The West Virginia senator Joe Manchin is “thinking seriously” about abandoning the Democratic party to run as an independent for Congress or as a third-party candidate for president. “I’m thinking seriously,” Manchin, 75, told a West Virginia radio host on Thursday. “I have to have peace of mind, basically.
The brand has become so bad, the ‘D’ brand and ‘R’ brand. In West Virginia, the ‘D’ brand because it’s [the] national brand. It’s not the Democrats in West Virginia, it’s the Democrats in Washington.
“You’ve heard me say a million times I’m not a Washington Democrat.”
Over the past two years, Democrats and progressives have perhaps called Manchin a million names – “modern-day villain” among them – mainly because the fossil fuel-aligned senator has wielded tremendous power over domestic legislation including efforts to combat the climate crisis and protect voting rights.
Democrats hold the Senate by 51-49. Of those 51 senators, three – Bernie Sanders of Vermont, Angus King of Maine and Kyrsten Sinema of Arizona – are independents already.
Sinema became an independent last year. Her future looks in doubt, with a gathering challenge from the Democratic congressman Ruben Gallego. But Democrats fear what might happen if both Sinema and Gallego contest Sinema’s seat: a split vote handing a win to a Republican extremist, potentially Kari Lake.
In West Virginia, Manchin is a long way behind the current Republican governor, Jim Justice – himself a former Democrat – in polling regarding the Senate race next year.
Manchin was governor of West Virginia between 2005 and 2010, years in which the formerly Democratic state turned sharply right.
On Thursday, he told Hoppy Kercheval, host of Talkline on West Virginia Metro News: “I haven’t made any decisions whatsoever on any of my political direction. I want to make sure that my voice is truly an independent voice. When I do speak, I want to be able to speak honestly about basically the extremes of the Democrat and Republican party that’s harming our nation.”
Manchin could also run as an independent candidate for president, backed by the campaign group No Labels, an outcome feared and derided by pundits who think such an effort will split the vote and return Donald Trump to the White House.
Manchin has long flirted with No Labels. He told Kercheval: “When I get ready to make a decision, I’ll come see you. You just can’t tell how this is going to break. If come January and February of next year these are still the main contenders, Donald Trump and Joe Biden, that’s a whole other scenario.”
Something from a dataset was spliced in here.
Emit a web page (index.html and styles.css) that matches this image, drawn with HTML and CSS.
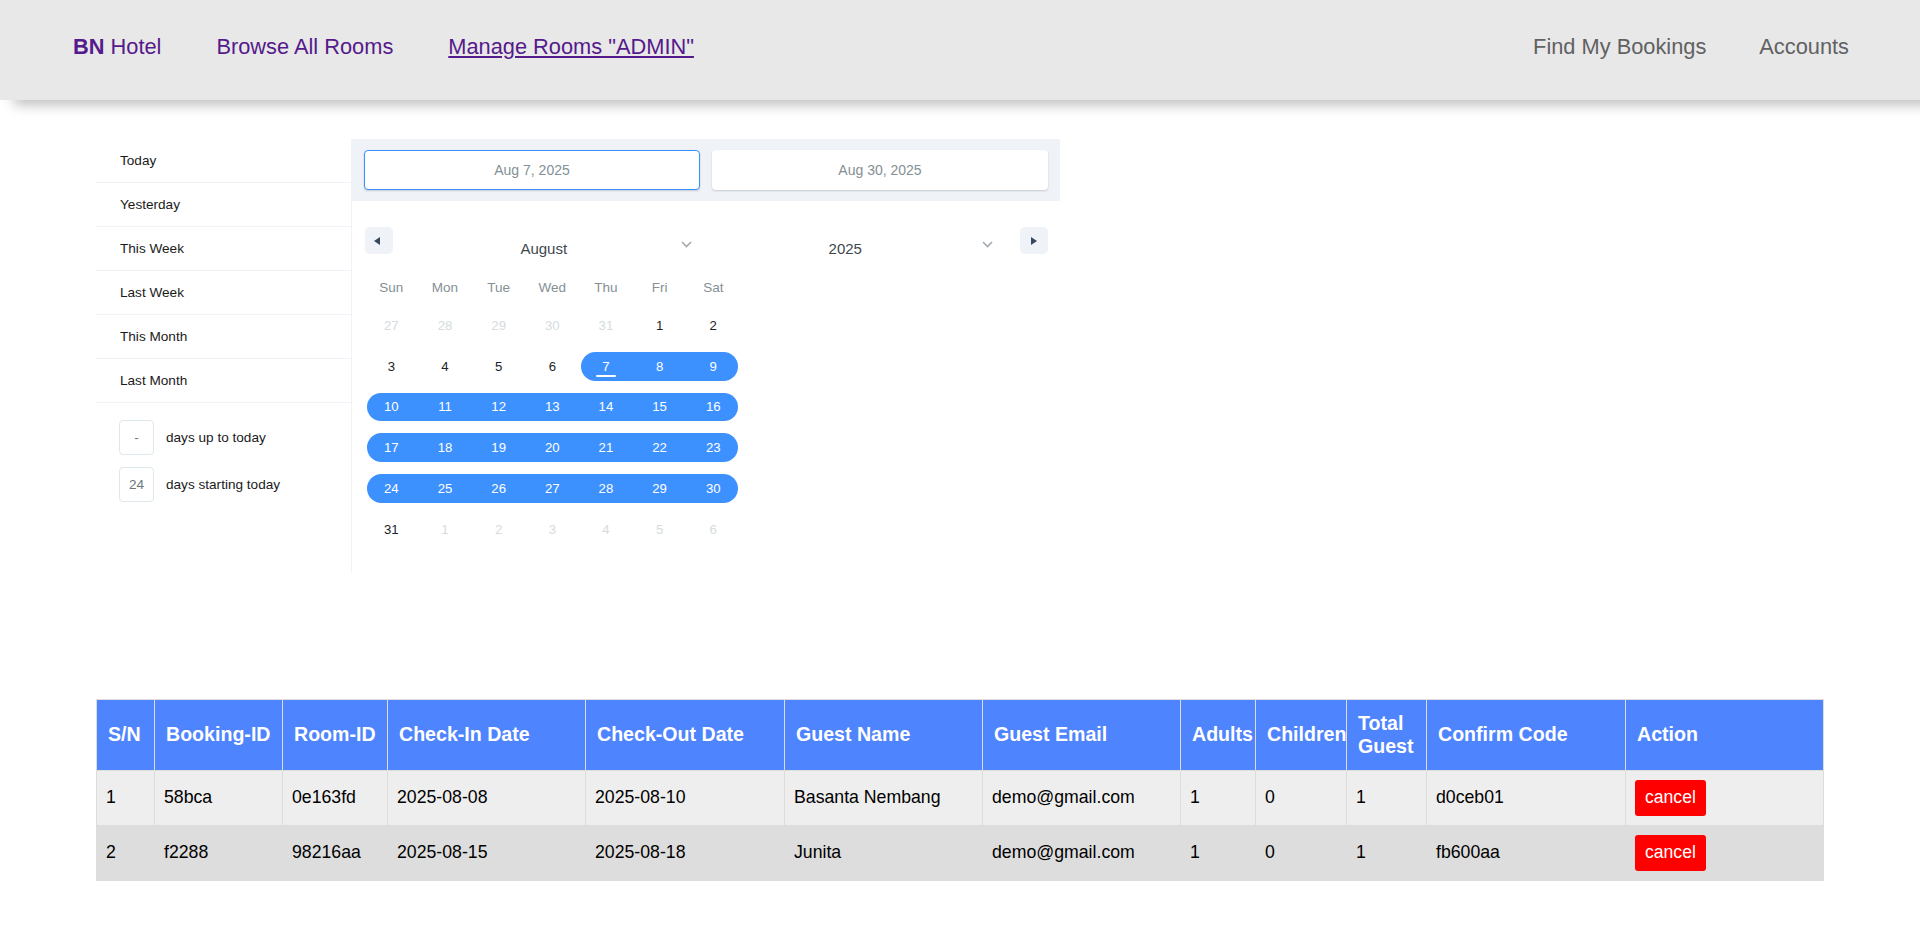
FILE: index.html
```html
<!DOCTYPE html>
<html lang="en">
<head>
<meta charset="utf-8">
<title>BN Hotel - Manage Bookings</title>
<link rel="stylesheet" href="styles.css">
</head>
<body>
<nav class="navbar">
  <div class="nav-left">
    <a class="nav-link" href="#"><b>BN</b> Hotel</a>
    <a class="nav-link" href="#">Browse All Rooms</a>
    <a class="nav-link active" href="#">Manage Rooms "ADMIN"</a>
  </div>
  <div class="nav-right">
    <a class="nav-link muted" href="#">Find My Bookings</a>
    <a class="nav-link muted" href="#">Accounts</a>
  </div>
</nav>

<main class="container">
  <div class="picker">
    <aside class="ranges">
      <div class="static-ranges">
        <div class="static-range">Today</div>
        <div class="static-range">Yesterday</div>
        <div class="static-range">This Week</div>
        <div class="static-range">Last Week</div>
        <div class="static-range">This Month</div>
        <div class="static-range">Last Month</div>
      </div>
      <div class="input-ranges">
        <div class="input-range"><span class="range-input">-</span><span class="range-label">days up to today</span></div>
        <div class="input-range"><span class="range-input">24</span><span class="range-label">days starting today</span></div>
      </div>
    </aside>
    <div class="calendar">
      <div class="date-display">
        <div class="date-item active">Aug 7, 2025</div>
        <div class="date-item">Aug 30, 2025</div>
      </div>
      <div class="month-year">
        <button class="nav-btn prev" type="button"><i class="tri tri-left"></i></button>
        <div class="pickers">
          <div class="select">August<svg class="chev" width="11" height="7" viewBox="0 0 11 7"><path d="M1 1l4.5 4.5L10 1" fill="none" stroke="#a3aaaf" stroke-width="1.6"/></svg></div>
          <div class="select">2025<svg class="chev" width="11" height="7" viewBox="0 0 11 7"><path d="M1 1l4.5 4.5L10 1" fill="none" stroke="#a3aaaf" stroke-width="1.6"/></svg></div>
        </div>
        <button class="nav-btn next" type="button"><i class="tri tri-right"></i></button>
      </div>
      <div class="month">
        <div class="weekdays">
          <span>Sun</span><span>Mon</span><span>Tue</span><span>Wed</span><span>Thu</span><span>Fri</span><span>Sat</span>
        </div>
        <div class="days">
          <div class="day passive"><span>27</span></div>
          <div class="day passive"><span>28</span></div>
          <div class="day passive"><span>29</span></div>
          <div class="day passive"><span>30</span></div>
          <div class="day passive"><span>31</span></div>
          <div class="day"><span>1</span></div>
          <div class="day"><span>2</span></div>

          <div class="day"><span>3</span></div>
          <div class="day"><span>4</span></div>
          <div class="day"><span>5</span></div>
          <div class="day"><span>6</span></div>
          <div class="day in rs today"><span>7</span></div>
          <div class="day in"><span>8</span></div>
          <div class="day in re"><span>9</span></div>

          <div class="day in rs"><span>10</span></div>
          <div class="day in"><span>11</span></div>
          <div class="day in"><span>12</span></div>
          <div class="day in"><span>13</span></div>
          <div class="day in"><span>14</span></div>
          <div class="day in"><span>15</span></div>
          <div class="day in re"><span>16</span></div>

          <div class="day in rs"><span>17</span></div>
          <div class="day in"><span>18</span></div>
          <div class="day in"><span>19</span></div>
          <div class="day in"><span>20</span></div>
          <div class="day in"><span>21</span></div>
          <div class="day in"><span>22</span></div>
          <div class="day in re"><span>23</span></div>

          <div class="day in rs"><span>24</span></div>
          <div class="day in"><span>25</span></div>
          <div class="day in"><span>26</span></div>
          <div class="day in"><span>27</span></div>
          <div class="day in"><span>28</span></div>
          <div class="day in"><span>29</span></div>
          <div class="day in re"><span>30</span></div>

          <div class="day"><span>31</span></div>
          <div class="day passive"><span>1</span></div>
          <div class="day passive"><span>2</span></div>
          <div class="day passive"><span>3</span></div>
          <div class="day passive"><span>4</span></div>
          <div class="day passive"><span>5</span></div>
          <div class="day passive"><span>6</span></div>
        </div>
      </div>
    </div>
  </div>

  <table class="bookings">
    <colgroup>
      <col class="c-sn"><col class="c-bid"><col class="c-rid"><col class="c-date"><col class="c-date2">
      <col class="c-name"><col class="c-email"><col class="c-adults"><col class="c-children"><col class="c-total">
      <col class="c-code"><col class="c-action">
    </colgroup>
    <thead>
      <tr>
        <th>S/N</th><th>Booking-ID</th><th>Room-ID</th><th>Check-In Date</th><th>Check-Out Date</th>
        <th>Guest Name</th><th>Guest Email</th><th>Adults</th><th>Children</th><th>Total Guest</th>
        <th>Confirm Code</th><th>Action</th>
      </tr>
    </thead>
    <tbody>
      <tr class="row-odd">
        <td>1</td><td>58bca</td><td>0e163fd</td><td>2025-08-08</td><td>2025-08-10</td>
        <td>Basanta Nembang</td><td>demo@gmail.com</td><td>1</td><td>0</td><td>1</td>
        <td>d0ceb01</td><td><button class="btn-cancel" type="button">cancel</button></td>
      </tr>
      <tr class="row-even">
        <td>2</td><td>f2288</td><td>98216aa</td><td>2025-08-15</td><td>2025-08-18</td>
        <td>Junita</td><td>demo@gmail.com</td><td>1</td><td>0</td><td>1</td>
        <td>fb600aa</td><td><button class="btn-cancel" type="button">cancel</button></td>
      </tr>
    </tbody>
  </table>
</main>
</body>
</html>
```

FILE: styles.css
```css
* { box-sizing: border-box; }

body {
  margin: 0;
  background: #ffffff;
  font-family: "Liberation Sans", Arial, sans-serif;
}

/* ---------- navbar ---------- */
.navbar {
  position: relative;
  height: 100px;
  padding: 34px 71px 0 73px;
  display: flex;
  justify-content: space-between;
  align-items: flex-start;
  background: #e8e8e8;
  box-shadow: 14px 5px 12px rgba(0, 0, 0, 0.25);
}

.nav-left { display: flex; gap: 55px; }
.nav-right { display: flex; gap: 53px; }

.nav-link {
  font-size: 21.8px;
  line-height: 25px;
  color: #551a8b;
  text-decoration: none;
}
.nav-link.active { text-decoration: underline; }
.nav-link.muted { color: #616161; }

/* ---------- container ---------- */
.container {
  width: 90%;
  margin: 39px auto 0;
}

/* ---------- date range picker ---------- */
.picker {
  display: flex;
  width: max-content;
  color: #000;
  font-size: 13.6px;
}

.ranges {
  width: 256px;
  border-right: 1px solid #eff2f7;
}

.static-range {
  height: 44px;
  line-height: 43px;
  padding-left: 24px;
  border-bottom: 1px solid #eff2f7;
  color: #1a1a1a;
}

.input-ranges { padding: 11px 0; }

.input-range {
  display: flex;
  align-items: center;
  padding: 6px 24px 6px 23px;
}

.range-input {
  width: 35px;
  height: 35px;
  border: 1px solid #dee7eb;
  border-radius: 4px;
  text-align: center;
  line-height: 33px;
  color: #6c767a;
  margin-right: 12px;
}

.range-label { color: #1a1a1a; }

.calendar {
  width: 708px;
  display: flex;
  flex-direction: column;
}

.date-display {
  display: flex;
  gap: 12px;
  padding: 11px 12px;
  background: #eff2f7;
}

.date-item {
  flex: 1;
  height: 40px;
  border: 1px solid transparent;
  border-radius: 4px;
  background: #fff;
  box-shadow: 0 1px 2px 0 rgba(35, 57, 66, 0.21);
  text-align: center;
  line-height: 38px;
  font-size: 14px;
  color: #849095;
}
.date-item.active { border-color: #3d91ff; }

.month-year {
  display: flex;
  align-items: flex-start;
  height: 68px;
  padding: 26px 12px 0 13px;
}

.nav-btn {
  width: 28px;
  height: 27px;
  padding: 0;
  border: 0;
  border-radius: 5px;
  background: #eff2f7;
  display: flex;
  align-items: center;
  justify-content: center;
}

.tri {
  display: block;
  width: 0;
  height: 0;
  border-style: solid;
}
.tri-left {
  border-width: 4.5px 6px 4.5px 0;
  border-color: transparent #34495e transparent transparent;
  transform: translateX(-2px);
}
.tri-right {
  border-width: 4.5px 0 4.5px 6px;
  border-color: transparent transparent transparent #34495e;
}

.pickers {
  flex: 1;
  display: flex;
  gap: 12px;
  padding: 0 18px;
}

.select {
  flex: 1;
  position: relative;
  padding: 13px 36px 0 12px;
  line-height: 17px;
  font-size: 15px;
  color: #3e484f;
  text-align: center;
}

.chev {
  position: absolute;
  right: 9px;
  top: 14px;
}

.month { padding: 0 12px 22px 12.5px; }

.weekdays {
  display: grid;
  grid-template-columns: repeat(7, 53.67px);
  height: 36px;
  line-height: 37px;
  text-align: center;
  font-size: 13.5px;
  color: #849095;
}

.days {
  display: grid;
  grid-template-columns: repeat(7, 53.67px);
  grid-auto-rows: 40.8px;
}

.day {
  position: relative;
  display: flex;
  align-items: center;
  justify-content: center;
  font-size: 13.2px;
  color: #1d2429;
}
.day span { position: relative; z-index: 1; }
.day.passive { color: #d5dce0; }
.day.in { color: #fff; }

.day.in::before {
  content: "";
  position: absolute;
  top: 6px;
  bottom: 6px;
  left: 0;
  right: 0;
  background: #3d91ff;
}
.day.rs::before {
  left: 2px;
  border-top-left-radius: 15px;
  border-bottom-left-radius: 15px;
}
.day.re::before {
  right: 2px;
  border-top-right-radius: 15px;
  border-bottom-right-radius: 15px;
}

.day.today::after {
  content: "";
  position: absolute;
  z-index: 1;
  bottom: 10px;
  left: 50%;
  width: 20px;
  height: 2px;
  margin-left: -10px;
  border-radius: 2px;
  background: #fff;
}

/* ---------- bookings table ---------- */
.bookings {
  width: 100%;
  margin-top: 127px;
  border-collapse: collapse;
  table-layout: fixed;
  border: 1px solid #ddd;
}

.c-sn { width: 58px; }
.c-bid { width: 128px; }
.c-rid { width: 105px; }
.c-date { width: 198px; }
.c-date2 { width: 199px; }
.c-name { width: 198px; }
.c-email { width: 198px; }
.c-adults { width: 75px; }
.c-children { width: 91px; }
.c-total { width: 80px; }
.c-code { width: 199px; }
.c-action { width: 198px; }

.bookings th {
  padding: 12px 0 12px 11px;
  border: 1px solid #ddd;
  background: #4f84ff;
  color: #fff;
  font-size: 19.6px;
  line-height: 23px;
  font-weight: bold;
  text-align: left;
}

.bookings td {
  padding: 9px 10px 9px 9px;
  border: 1px solid #ddd;
  font-size: 17.7px;
  color: #000;
}

.row-odd td { background: #eeeeee; }
.row-even td { background: #dddddd; }

.btn-cancel {
  height: 36px;
  padding: 0 10px;
  border: 0;
  border-radius: 3px;
  background: #ff0000;
  color: #fff;
  font-family: "Liberation Sans", Arial, sans-serif;
  font-size: 17.6px;
}
```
The president, 80, and his 77-year-old, 78-times charged rival are historically unpopular.
“If they are not” the candidates, Manchin said, “that changes the game completely. The bottom line is, ‘Will the middle speak up? Does the middle have a voice?’”
Saying “moderate, centrist Republicans” feel they “don’t have a voice anymore”, Manchin said “the Democratic party that I grew up with was … socially compassionate and fiscally responsible … so if we can create a movement that people understand, we could have a voice.
“We could make a big, big splash, and maybe bring the traditional parties … [back to] what they used to be.”